This is the basic premise behind the Terminator film franchise. Humans devise and build Skynet, an autonomous missile defence system but unfortunately include a bit too much AI. Skynet learns faster and faster until at 2.14am on August 29th, 1997 it becomes "self-aware". It immediately recognises humans as a direct threat and unleashes all the world's nuclear weapons in an attempt to wipe out the human race.

READ MORE

I can’t say this film prompted Hawking’s somewhat pessimistic view of our ability to compete against machines, but I am fully satisfied he has got it wrong.

Computers can now easily beat most human chess players, can carry out computations at blinding speed and can anticipate what might interest us while perusing the internet. Don’t, however, ask the chess-playing machine to work like a calculator or get the preference software subroutine to move a pawn or rook.
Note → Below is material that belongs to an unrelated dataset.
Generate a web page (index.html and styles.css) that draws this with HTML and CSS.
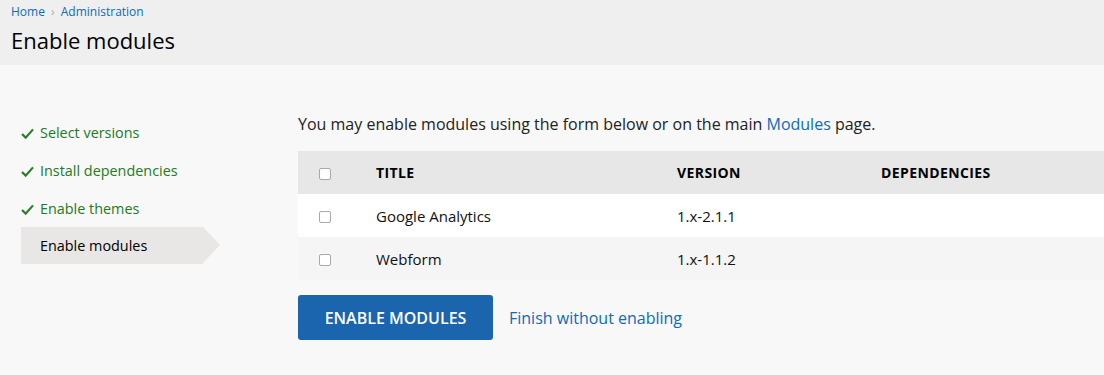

Computers are inherently stupid and AI was developed as a method of making them seem somewhat less stupid. Human cleverness actually achieves the capabilities which the observer of a chess-playing computer might interpret as “intelligence”.

In a way it is the pinnacle of human vanity to believe we could ever create a computer that could process information, assess options and act on decisions in a way anything like that of a human brain.

AI when in use almost always includes a way for the computer programme to “learn”, either from experience or from error. This leaves it with a limited intelligence – something along the lines of “the common things occur most commonly, so if it looks the same act the same”, or “with two options if one is wrong the other must be correct”.

Computer experts involved in much more advanced AI projects will reject my oversimplification of this. And perhaps they can see the further horizon where it might be possible to think about machine self-awareness, and in this I concede to their greater understanding of things.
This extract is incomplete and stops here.